Concorrer a presidente com 114% de inflação nos últimos doze meses e 97% de taxa de juro soa quase absurdo, mas essa é a Argentina e Massa é o que se tem para o momento, com perfil e até eleitores próprios no saco de gatos do peronismo. O embaixador no Brasil, Daniel Scioli, apoiado pelo presidente (o tipo de apoio que pouca gente quer), teve que entrar na justiça para disputar as PASO, sigla de Primárias Abertas, Simultâneas e Obrigatórias, um sistema que o kirchnerismo, depois de apoiar, tentou sabotar de múltiplas maneiras.
As PASO são interessantes, e até cheias de emoção, mas o que conta mesmo é a eleição final. E aí o cenário fica mais nebuloso ainda. O maior fator de incerteza é proporcionado por Javier Milei e a mensagem anarcocapitalista com que conquistou uma fatia surpreendente do eleitorado, desesperado com “tudo isso que está aí”, seja de direita, seja de esquerda.
Em princípio, ele prejudica a oposição: praticamente todos os votos que vão para ele serão tirados de Larreta ou de Patricia Bullrich, a senadora cujo sobrenome muitos brasileiros identificam com o conhecido shopping center de Buenos Aires, construído numa casa de leilões de gado que foi de seu bisavô.
Uma pesquisa divulgada pela Bloomberg dá um resultado em que as três forças principais estão literalmente empatadas: Juntos pela Mudança, somando os votos de Larreta e Bulrrich, 29,1%; Frente de Todos, 27,4%; A Liberdade Avança de Javier Milei, 27,6%.
Tradução: não há garantias de quem serão os dois candidatos que irão ao segundo turno, em 19 de novembro.
Há pesquisas em que Milei aparece com bem menos, na faixa dos 15%, embora continue o empate técnico entre Juntos pela Mudança (32,2%) e a Frente de Todos (30,1%).
A grande questão, assim, é se, na ausência de uma surpresa épica que colocasse Milei no segundo turno, ele faria alianças para apoiar a oposição no segundo turno. O que cobraria para isso?
Milei não tem posições conciliáveis com nenhuma força política, a começar por sua proposta principal, a dolarização, inconcebível num país como a Argentina. “Suas propostas poderiam gerar uma tragédia social de uma dimensão que nem sequer nós, argentinos com várias décadas de vida, já vimos”, escreveu no Infobae, lugubremente, o analista Ernesto Tenenbaum.

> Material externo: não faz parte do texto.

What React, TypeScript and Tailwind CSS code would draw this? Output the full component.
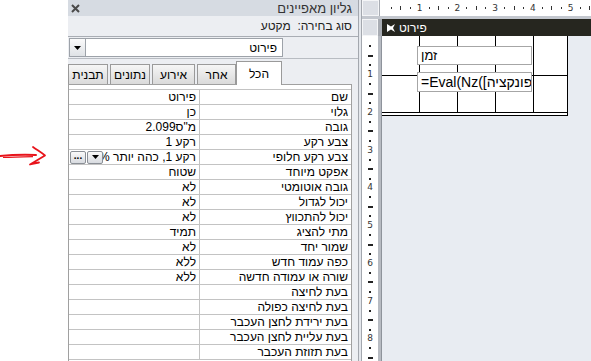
import React from "react";

const rows: [string, string][] = [
  ["שם", "פירוט"],
  ["גלוי", "כן"],
  ["גובה", "__cm"],
  ["צבע רקע", "רקע 1"],
  ["צבע רקע חלופי", "__special"],
  ["אפקט מיוחד", "שטוח"],
  ["גובה אוטומטי", "לא"],
  ["יכול לגדול", "לא"],
  ["יכול להתכווץ", "לא"],
  ["מתי להציג", "תמיד"],
  ["שמור יחד", "לא"],
  ["כפה עמוד חדש", "ללא"],
  ["שורה או עמודה חדשה", "ללא"],
  ["בעת לחיצה", ""],
  ["בעת לחיצה כפולה", ""],
  ["בעת ירידת לחצן העכבר", ""],
  ["בעת עליית לחצן העכבר", ""],
  ["בעת תזוזת העכבר", ""],
];

function Value({ v }: { v: string }) {
  if (v === "__cm") {
    return (
      <div className="flex-1 text-right pr-[3px]">
        <bdo dir="ltr">2.099ס"מ</bdo>
      </div>
    );
  }
  if (v === "__special") {
    return (
      <div className="flex-1 flex items-center min-w-0 pl-[1px]">
        <div className="w-[16px] h-[13px] shrink-0 border border-[#8a8f96] rounded-[2px] bg-gradient-to-b from-[#fafafa] to-[#d8dbe0] flex items-center justify-center text-[10px] leading-none font-bold text-black pb-[3px]">
          ...
        </div>
        <div className="ml-[1px] w-[16px] h-[13px] shrink-0 border border-[#8a8f96] rounded-[2px] bg-gradient-to-b from-[#fafafa] to-[#d8dbe0] flex items-center justify-center">
          <svg width="7" height="4" viewBox="0 0 7 4">
            <polygon points="0,0 7,0 3.5,4" fill="#000" />
          </svg>
        </div>
        <div dir="rtl" className="flex-1 min-w-0 overflow-hidden whitespace-nowrap text-right pr-[3px]">
          רקע 1, כהה יותר 5%
        </div>
      </div>
    );
  }
  return (
    <div dir="rtl" className="flex-1 text-right pr-[3px] whitespace-nowrap overflow-hidden">
      {v}
    </div>
  );
}

function HRuler() {
  const items = Array.from({ length: 22 }, (_, k) => k + 1);
  return (
    <div className="flex-1 bg-white flex items-center overflow-hidden">
      <div className="w-[6.7px] shrink-0" />
      {items.map((i) => (
        <div key={i} className="w-[9.45px] shrink-0 flex items-center justify-center h-[16px]">
          {i % 4 === 0 ? (
            <span className="text-[9px] leading-none text-[#333] font-['DejaVu_Sans',sans-serif]">{i / 4}</span>
          ) : i % 2 === 0 ? (
            <div className="w-[1px] h-[4px] bg-[#333]" />
          ) : (
            <div className="w-[1px] h-[2px] bg-[#333]" />
          )}
        </div>
      ))}
    </div>
  );
}

function VRuler() {
  const items = Array.from({ length: 34 }, (_, k) => k + 1);
  return (
    <div className="w-[16px] bg-white flex flex-col items-center overflow-hidden shrink-0">
      <div className="h-[5.7px] shrink-0" />
      {items.map((i) => (
        <div key={i} className="h-[9.45px] shrink-0 flex items-center justify-center w-[16px]">
          {i % 4 === 0 ? (
            <span className="text-[9px] leading-none text-[#333] font-['DejaVu_Sans',sans-serif]">{i / 4}</span>
          ) : i % 2 === 0 ? (
            <div className="w-[5px] h-[2px] bg-[#222]" />
          ) : (
            <div className="w-[2px] h-[2px] bg-[#222]" />
          )}
        </div>
      ))}
    </div>
  );
}

function GridRow({ h }: { h: string }) {
  const widths = ["w-[38px]", "w-[38px]", "w-[38px]", "w-[38px]", "w-[33px]"];
  return (
    <div className={`flex border-b border-black ${h}`}>
      {widths.map((w, i) => (
        <div key={i} className={`${w} ${i < 4 ? "border-r border-black" : ""}`} />
      ))}
    </div>
  );
}

export default function App() {
  return (
    <div className="w-[591px] h-[361px] flex bg-white overflow-hidden font-['Liberation_Sans',Arial,sans-serif] text-[12px] text-black">
      {/* left gutter with red arrow */}
      <div className="w-[68px] shrink-0 pt-[143px]">
        <svg width="50" height="26" viewBox="0 0 50 26">
          <path d="M0 13 C10 12, 22 11.5, 36 12" stroke="#e8141b" strokeWidth="2" fill="none" strokeLinecap="round" />
          <path d="M3 14.5 C12 14, 22 13.8, 33 13.6" stroke="#e8141b" strokeWidth="1.2" fill="none" />
          <path d="M33 4 C37 7, 41 9, 45 12.5 C40 15.5, 35 18.5, 30 21.5 C33 20.5, 36 20, 39 19.5" stroke="#e8141b" strokeWidth="1.8" fill="none" strokeLinecap="round" strokeLinejoin="round" />
        </svg>
      </div>

      {/* property sheet panel */}
      <div className="w-[290px] shrink-0 flex flex-col bg-[#eceef2]">
        <div className="h-[16px] bg-[#d6dbe2] flex items-center justify-between pl-[3px] pr-[6px]">
          <svg width="9" height="9" viewBox="0 0 9 9">
            <path d="M1 1 L8 8 M8 1 L1 8" stroke="#4a4a4a" strokeWidth="2" />
          </svg>
          <span dir="rtl" className="text-[13px] leading-none text-[#333]">גליון מאפיינים</span>
        </div>
        <div className="h-[21px] flex items-center justify-end pr-[6px] border-b border-[#a9adb4]">
          <span dir="rtl" className="text-[12px] text-[#222]">סוג בחירה:&nbsp; מקטע</span>
        </div>
        <div className="h-[22px] flex items-center pl-[1px] border-b border-[#b8bcc2]">
          <div className="w-[214px] h-[19px] bg-white border border-[#9da2a9] flex items-center">
            <div className="w-[16px] h-[17px] border-r border-[#9da2a9] bg-gradient-to-b from-[#fbfbfb] to-[#dfe2e6] flex items-center justify-center">
              <svg width="7" height="4" viewBox="0 0 7 4">
                <polygon points="0,0 7,0 3.5,4" fill="#000" />
              </svg>
            </div>
            <div dir="rtl" className="flex-1 text-right pr-[5px] text-[12px]">פירוט</div>
          </div>
        </div>
        {/* tabs */}
        <div className="h-[25px] flex items-end">
          <div className="w-[40px] h-[20px] border border-b-0 border-[#9a9a9a] bg-gradient-to-b from-[#f6f6f6] to-[#dadada] flex items-center justify-center">תבנית</div>
          <div className="ml-[2px] w-[40px] h-[20px] border border-b-0 border-[#9a9a9a] bg-gradient-to-b from-[#f6f6f6] to-[#dadada] flex items-center justify-center">נתונים</div>
          <div className="ml-[2px] w-[43px] h-[20px] border border-b-0 border-[#9a9a9a] bg-gradient-to-b from-[#f6f6f6] to-[#dadada] flex items-center justify-center">אירוע</div>
          <div className="ml-[2px] w-[39px] h-[20px] border border-b-0 border-[#9a9a9a] bg-gradient-to-b from-[#f6f6f6] to-[#dadada] flex items-center justify-center">אחר</div>
          <div className="w-[46px] h-[24px] border border-b-0 border-[#9a9a9a] bg-white flex items-start justify-center pt-[3px] relative top-[1px]">הכל</div>
        </div>
        {/* content box */}
        <div className="w-[284px] flex-1 bg-white border border-b-0 border-[#a0a0a0] pt-[4px]">
          <div className="border-t border-[#c3c3c3]">
            {rows.map(([label, v], i) => (
              <div key={i} className="h-[15px] flex border-b border-[#c3c3c3] leading-[14px]">
                <div className="w-[131px] border-r border-[#c3c3c3] flex">
                  <Value v={v} />
                </div>
                <div dir="rtl" className="flex-1 text-right pr-[3px] whitespace-nowrap">
                  {label}
                </div>
              </div>
            ))}
          </div>
        </div>
      </div>

      {/* splitter */}
      <div className="w-[4px] shrink-0 flex">
        <div className="w-[1px] bg-[#a3a7ae]" />
        <div className="w-[2px] bg-[#e4e7ec]" />
        <div className="w-[1px] bg-[#a3a7ae]" />
      </div>

      {/* design area */}
      <div className="flex-1 flex flex-col min-w-0">
        <div className="h-[16px] flex">
          <div className="w-[17px] shrink-0 bg-[#dcdfe5] border border-[#f4f5f7]" />
          <div className="w-[1px] bg-[#a8acb3]" />
          <HRuler />
        </div>
        <div className="h-[3px] bg-[#c3c7ce]" />
        <div className="h-[17px] flex">
          <div className="w-[16px] shrink-0 bg-[#dcdfe5] border border-[#f4f5f7]" />
          <div className="w-[4px] shrink-0 bg-[#a8acb3]" />
          <div className="flex-1 bg-[#26261f] flex items-center pl-[4px] gap-[3px]">
            <svg width="10" height="10" viewBox="0 0 10 10">
              <path d="M9 1 L9 9 L5 6.5 L1 9 L3 5 L1 1 L5 3.5 Z" fill="#ffffff" transform="scale(-1,1) translate(-10,0)" />
            </svg>
            <span dir="rtl" className="text-white text-[12px] leading-none">פירוט</span>
          </div>
        </div>
        <div className="flex-1 flex min-h-0">
          <VRuler />
          <div className="w-[4px] shrink-0 flex">
            <div className="w-[3px] bg-[#b7bbc2]" />
            <div className="w-[1px] bg-[#8e939b]" />
          </div>
          <div className="flex-1 bg-[#e8ecf2]">
            <div className="relative w-[186px] bg-white border-r border-black">
              <GridRow h="h-[40px]" />
              <GridRow h="h-[37px]" />
              <div className="h-[3px] border-b border-black" />
              <div className="absolute left-[35px] top-[10px] w-[115px] h-[19px] border border-[#a6a6a6] bg-white flex items-center pl-[3px] text-[13px]">
                זמן
              </div>
              <div className="absolute left-[35px] top-[36px] w-[115px] h-[20px] border border-[#a6a6a6] bg-white flex items-center pl-[3px] text-[14px] overflow-hidden whitespace-nowrap">
                =Eval(Nz([פונקציה]
              </div>
            </div>
          </div>
        </div>
      </div>
    </div>
  );
}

Mas se eleger 20% da Câmara dos Deputados, terá um instrumento fortíssimo para pressionar qualquer governo (na hipótese contrária e quase surrealista, se fosse eleito presidente, não teria a menor condição de governar com apenas essa fatia do legislativo).
Milei não é bobo nem tosco – muito longe disso. Apresentou ontem a um grupo de elite seu programa econômico, um projeto de fazer brilhar os olhos dos visionários, com “um conjunto de reformas estruturais que farão a Argentina em cinquenta anos voltar a ser uma das potências mundiais”. Citou como exemplo o “caso emblemático da Irlanda, que passou de ser um dos países mais pobres da Europa a ter um PIB per capita de 120 mil dólares quando iniciou suas reformas estruturais”.
A chave é fazer reformas em três ondas: do Estado, com cortes radicais de gastos, principalmente nos benefícios “onde há ingerência dos políticos, que se escondem atrás dos vulneráveis”; depois modernização do mercado trabalhista, seguida de uma reforma monetária e financeira. A partir dessas mudanças, será possível “abrir a economia de forma unilateral” e promover excepcionalmente o bem-estar da população.
É um assunto, obviamente, fascinante, que deveria ser discutido a fundo – e não só na Argentina. Mas vejam um exemplo do nível dos ataques a Milei, dado por um prefeito do interior, o cristinista Pablo Zurro, que disse o seguinte sobre o disruptivo candidato: “O problema é que é um masturbador compulsivo. Por isso, fala cretinices”.
Este é o nível da coisa, e só vai piorar à medida em que as eleições ficam mais perto e os peronistas imaginam a pior das hipóteses, perder o poder. Episódios violentos, como o ataque piqueteiro – pagos pelo governo, anote-se – à sede do poder legislativo da província de Jujuy, de oposição ao governo central, expõem a volatilidade de um país que entra na final do processo eleitoral com inflação estupefaciente e 90% de insatisfação com a situação nacional. Vai ser uma eleição daquelas.